2014 Programme

Urban Planning and the value of space

The second part of the year will be spent looking at urban planning and the relationship between place, space and buildings.

The outline month-by-month looks like this:

September: A Short History of Urban Design: prehistoric to present-day. In reality it can't be, there's simply too much to say. But I'll pick some key examples, people and movements and scamper through it in 45 minutes. We can always return to anything that we collectively feel requires more attention.

Followed by a session on public spaces, our own chosen examples, and a discussion of the criteria we use, could use and don't use to judge the attractiveness, usefulness or ugliness of the spaces that surround us.

October: Following on from the September examples. the interplay between buildings and the spaces they surround or occupy. Some obvious, well-known examples and some not so obvious. An introduction to the ideas of Townscape and Gordon Cullen.

November: Streets. What makes a good street? Our own examples of streets that work, and don't work, and why.

December: A return to urban planning history: the garden suburb and suburbs generally.

Resources

First of all, some classic books:

The Death and Life of Great American Cities,by Jane Jacobs (1961)
City Planning According to Artistic Principles, Camillo Sitte (1889)
The City in History: Its Origins, Its Transformations, and Its Prospects, by Lewis Mumford (1972)
The City Shaped, Spiro Kostof (1991)
The Image of the City, by Kevin Lynch (1960)
The Essential William Whyte, by William H Whyte (2000) 
Great Streets, by Allan B. Jacobs (1995)
The Hidden Dimension, by Edward T Hall (1966)
A Pattern Language, by Christopher Alexander et al, (1977)
A Timeless Way of Building, by Christopher Alexander et al, (1980)
Cities of Tomorrow: An Intellectual History of Urban Planning and Design in the Twentieth Century
            by Peter Geoffrey Hall (1996 Updated Edition)

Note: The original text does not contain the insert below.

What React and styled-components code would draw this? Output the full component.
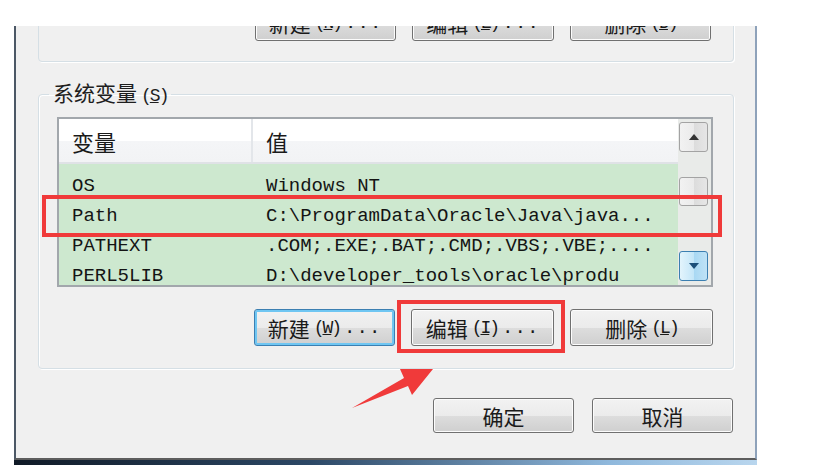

It has to be said that many of these books are both expensive and hard to come by as second-hand at decent prices. Cumbria Libraries has a few of these, if you are interested.

On the web, there a few places to stop by:

http://www.jonestheplanner.co.uk/
http://miladzabeti.wordpress.com/
http://www.ca-north.org.uk/assets/files/Parish%20Plans/West/Haydon%20Bridge%20Village%20statement.pdf
http://places.designobserver.com/media/pdf/The_Immature_A_1284.pdf
http://id2125cl.pbworks.com/f/urban_design.PDF

A very broad reading list on Urban planing in the late 19th and early twentieth  centuries is :
http://urbanplanning.library.cornell.edu/BIBLIOGR/titlesub.htm

There will be a lot of others eventually.



Sharpe, Paley & Austin


My outline plan for the first half of 2014 revolves around the Lancaster architectural partnership of Sharpe, Paley & Austin. They built a practice that spanned a century, and their output populated North Lancashire and Cumbria with churches, railway buildings and a whole host of other secular buildings between 1836 and 1942. Studying SP&A will provide the opportunity to look at church architecture in general, but also the development of Barrow and the railways. Should be enough variety in all this.

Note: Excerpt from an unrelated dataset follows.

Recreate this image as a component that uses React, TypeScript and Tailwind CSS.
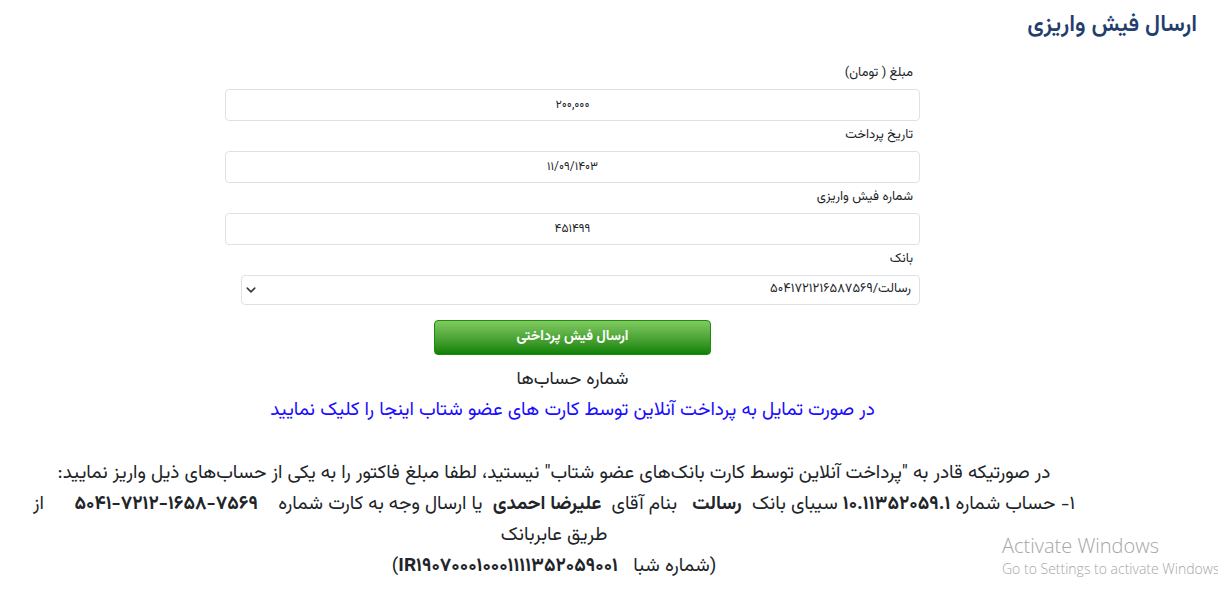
import React from 'react';

const fa = '[font-family:Vazirmatn,"Noto_Sans_Arabic","DejaVu_Sans",sans-serif]';

const Label = ({ children }: { children: React.ReactNode }) => (
  <div className="mt-[4px] mb-[6px] h-[20px] pr-[7px] text-[13px] leading-[20px] text-[#212529]">{children}</div>
);

const Field = ({ value }: { value: string }) => (
  <input
    readOnly
    value={value}
    className="block h-[32px] w-full rounded-[4px] border border-[#dee2e6] bg-white text-center text-[12px] text-[#212529] outline-none"
  />
);

export default function App() {
  return (
    <div dir="rtl" className={`relative h-[595px] w-full overflow-hidden bg-white ${fa}`}>
      {/* عنوان */}
      <h2 className="pr-[21px] pt-[9px] text-[23px] leading-[32px] font-semibold text-[#223e6d]">ارسال فیش واریزی</h2>

      {/* فرم */}
      <form className="mr-[298px] mt-[22px] w-[695px]">
        <Label>مبلغ ( تومان)</Label>
        <Field value="۲۰۰,۰۰۰" />
        <Label>تاریخ پرداخت</Label>
        <Field value="۱۱/۰۹/۱۴۰۳" />
        <Label>شماره فیش واریزی</Label>
        <Field value="۴۵۱۴۹۹" />
        <Label>بانک</Label>
        <div className="relative w-[679px]">
          <select className="block h-[30px] w-full appearance-none rounded-[4px] border border-[#dee2e6] bg-white pr-[8px] pl-[30px] text-[13px] text-[#212529] outline-none">
            <option>رسالت/۵۰۴۱۷۲۱۲۱۶۵۸۷۵۶۹</option>
          </select>
          <svg className="pointer-events-none absolute left-[4px] top-[10px] h-[10px] w-[12px]" viewBox="0 0 16 16">
            <path d="M2 5l6 6 6-6" fill="none" stroke="#343a40" strokeWidth="2.5" strokeLinecap="round" strokeLinejoin="round" />
          </svg>
        </div>

        <div className="mt-[15px] flex justify-center">
          <button
            type="button"
            className="h-[35px] w-[277px] rounded-[4px] border border-[#1d8a10] bg-gradient-to-b from-[#80cb60] to-[#078200] text-[14px] font-bold text-white"
          >
            ارسال فیش پرداختی
          </button>
        </div>

        <div className="mt-[11px] text-center text-[18px] leading-[28px] text-[#212529]">شماره حساب‌ها</div>
        <a href="#" className="mt-[2px] block text-center text-[19px] leading-[30px] text-[#1a0dff]">
          در صورت تمایل به پرداخت آنلاین توسط کارت های عضو شتاب اینجا را کلیک نمایید
        </a>
      </form>

      {/* توضیحات حساب */}
      <div className="mt-[32px] pr-[110px] text-center text-[19px] leading-[31px] text-[#212529]">
        در صورتیکه قادر به "پرداخت آنلاین توسط کارت بانک‌های عضو شتاب" نیستید، لطفا مبلغ فاکتور را به یکی از حساب‌های ذیل واریز نمایید:
        <br />
        ۱- حساب شماره <b>۱۰.۱۱۳۵۲۰۵۹.۱</b> سیبای بانک&nbsp; <b>رسالت</b>&nbsp;&nbsp; بنام آقای&nbsp; <b>علیرضا احمدی</b>&nbsp; یا ارسال وجه به کارت شماره&nbsp;&nbsp;&nbsp; <b dir="ltr" className="[unicode-bidi:isolate]">۵۰۴۱-۷۲۱۲-۱۶۵۸-۷۵۶۹</b>&nbsp;&nbsp;&nbsp;&nbsp;&nbsp; از
        <br />
        طریق عابربانک
        <br />
        (شماره شبا&nbsp;&nbsp; <b>IR۱۹۰۷۰۰۰۱۰۰۰۱۱۱۱۳۵۲۰۵۹۰۰۱</b>)
      </div>

      {/* واترمارک ویندوز */}
      <div dir="ltr" className="pointer-events-none absolute left-[1002px] top-[533px] whitespace-nowrap font-['Open_Sans',sans-serif] font-light text-[#a6a6a6]">
        <div className="text-[20px] leading-[26px]">Activate Windows</div>
        <div className="text-[14px] leading-[20px]">Go to Settings to activate Windows.</div>
      </div>
    </div>
  );
}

I've put together a one page timeline of the history of the practice here.

I propose that we go about this investigation along the following lines:

January: An introduction to church architecture - JPK
              An introduction to Sharpe, Paley & Austin - JPK
              A visit to St Mary's Ulverston, an Edmund Sharpe rebuild in 1864-66,
              and possibly to St John's, Osmotherley, also an S,P&A build, but very different.

February: The Victorian Gothic Revival: some names we have already come across (eg. Pugin), but there are lots of others, such as William Butterfield, Charles Barry and Gilbert Scott. It would be good if we had some volunteers to present briefly (10 mins) on some of these.

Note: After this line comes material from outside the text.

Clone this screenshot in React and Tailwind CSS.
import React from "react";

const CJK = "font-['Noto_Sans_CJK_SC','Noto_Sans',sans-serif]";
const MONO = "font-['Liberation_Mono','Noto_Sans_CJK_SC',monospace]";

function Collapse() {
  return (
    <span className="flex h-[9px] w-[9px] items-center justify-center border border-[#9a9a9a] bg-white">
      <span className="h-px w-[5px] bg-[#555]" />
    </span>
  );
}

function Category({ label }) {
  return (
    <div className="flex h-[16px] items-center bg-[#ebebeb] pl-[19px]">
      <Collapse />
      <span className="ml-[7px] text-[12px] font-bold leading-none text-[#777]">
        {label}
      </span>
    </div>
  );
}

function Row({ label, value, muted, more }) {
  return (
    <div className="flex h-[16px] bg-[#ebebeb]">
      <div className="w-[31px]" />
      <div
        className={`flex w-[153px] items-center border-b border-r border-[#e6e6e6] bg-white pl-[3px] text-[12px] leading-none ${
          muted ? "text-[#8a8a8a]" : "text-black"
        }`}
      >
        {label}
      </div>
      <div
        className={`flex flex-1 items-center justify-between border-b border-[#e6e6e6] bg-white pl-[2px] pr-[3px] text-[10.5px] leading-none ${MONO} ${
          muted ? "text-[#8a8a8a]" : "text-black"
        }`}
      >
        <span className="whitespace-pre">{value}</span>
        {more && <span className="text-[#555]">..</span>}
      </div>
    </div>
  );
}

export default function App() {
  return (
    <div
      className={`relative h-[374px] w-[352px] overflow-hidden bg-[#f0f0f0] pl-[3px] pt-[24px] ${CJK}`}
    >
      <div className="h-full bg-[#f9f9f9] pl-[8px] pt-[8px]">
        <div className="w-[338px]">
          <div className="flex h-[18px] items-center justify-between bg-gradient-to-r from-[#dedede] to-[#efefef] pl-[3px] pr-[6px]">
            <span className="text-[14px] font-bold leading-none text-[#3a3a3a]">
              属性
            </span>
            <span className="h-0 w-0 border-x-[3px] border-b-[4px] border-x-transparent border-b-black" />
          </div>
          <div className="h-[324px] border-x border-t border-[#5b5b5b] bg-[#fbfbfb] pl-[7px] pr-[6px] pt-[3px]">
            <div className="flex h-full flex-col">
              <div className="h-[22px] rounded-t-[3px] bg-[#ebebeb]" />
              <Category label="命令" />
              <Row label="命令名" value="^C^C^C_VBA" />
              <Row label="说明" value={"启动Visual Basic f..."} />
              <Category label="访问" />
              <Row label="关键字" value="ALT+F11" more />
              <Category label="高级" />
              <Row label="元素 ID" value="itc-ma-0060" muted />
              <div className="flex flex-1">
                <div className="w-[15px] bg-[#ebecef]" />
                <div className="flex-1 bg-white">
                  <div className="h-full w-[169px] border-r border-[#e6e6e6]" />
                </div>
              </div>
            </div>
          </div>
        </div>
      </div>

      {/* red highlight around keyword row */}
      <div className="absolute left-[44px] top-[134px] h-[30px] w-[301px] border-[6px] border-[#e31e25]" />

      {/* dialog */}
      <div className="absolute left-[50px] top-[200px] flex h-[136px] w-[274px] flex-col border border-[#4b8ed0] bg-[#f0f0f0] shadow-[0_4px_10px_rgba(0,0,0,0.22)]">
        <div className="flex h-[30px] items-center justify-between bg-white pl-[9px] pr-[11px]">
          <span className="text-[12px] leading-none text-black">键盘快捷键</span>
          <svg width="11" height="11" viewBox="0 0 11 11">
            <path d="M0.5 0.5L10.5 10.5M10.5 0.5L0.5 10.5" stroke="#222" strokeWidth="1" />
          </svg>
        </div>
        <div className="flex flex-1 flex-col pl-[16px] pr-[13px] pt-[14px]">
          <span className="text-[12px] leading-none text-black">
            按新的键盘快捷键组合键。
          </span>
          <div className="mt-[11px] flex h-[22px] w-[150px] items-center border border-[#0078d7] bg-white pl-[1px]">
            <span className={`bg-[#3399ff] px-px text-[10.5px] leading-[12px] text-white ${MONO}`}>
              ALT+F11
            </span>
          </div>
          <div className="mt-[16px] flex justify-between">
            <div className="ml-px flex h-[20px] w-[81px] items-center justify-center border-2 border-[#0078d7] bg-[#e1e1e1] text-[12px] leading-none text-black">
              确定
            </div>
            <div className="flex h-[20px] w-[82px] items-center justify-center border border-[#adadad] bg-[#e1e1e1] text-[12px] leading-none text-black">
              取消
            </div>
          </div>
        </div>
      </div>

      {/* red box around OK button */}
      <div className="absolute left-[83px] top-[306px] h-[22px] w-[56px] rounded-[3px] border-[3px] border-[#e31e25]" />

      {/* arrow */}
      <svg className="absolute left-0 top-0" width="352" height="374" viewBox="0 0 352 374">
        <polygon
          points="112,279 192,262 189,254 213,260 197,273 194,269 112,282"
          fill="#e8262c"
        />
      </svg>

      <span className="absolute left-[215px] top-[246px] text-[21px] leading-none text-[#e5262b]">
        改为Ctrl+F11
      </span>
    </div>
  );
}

Victorian Gothic Revival Architects (an incomplete list...)


William Butterfield
William Burges
Charles Barry
Benjamin Woddward
James Wyatt
Alfred Waterhouse
George Street
Giles Gilbert Scott
William Hill
Thomas Rickman
John Carter
R C Carpenter
J T Micklethwaite
Thomas Taylor
G F Bodley
Thomas Garner


No visits (weather forecast poor)
Also coverage of the ecclesiastical changes in the period that impacted hugely on the architecture (not just Pugin...)

March: Sharpe, Paley & Austin churches in North Lancashire/Cumbria: a day's outing

April: Sharpe, Paley & Austin in Barrow: A day's outing

May: Sharpe, Paley & Austin and the Furness Railway: A day trip visiting their stations along the Furness line.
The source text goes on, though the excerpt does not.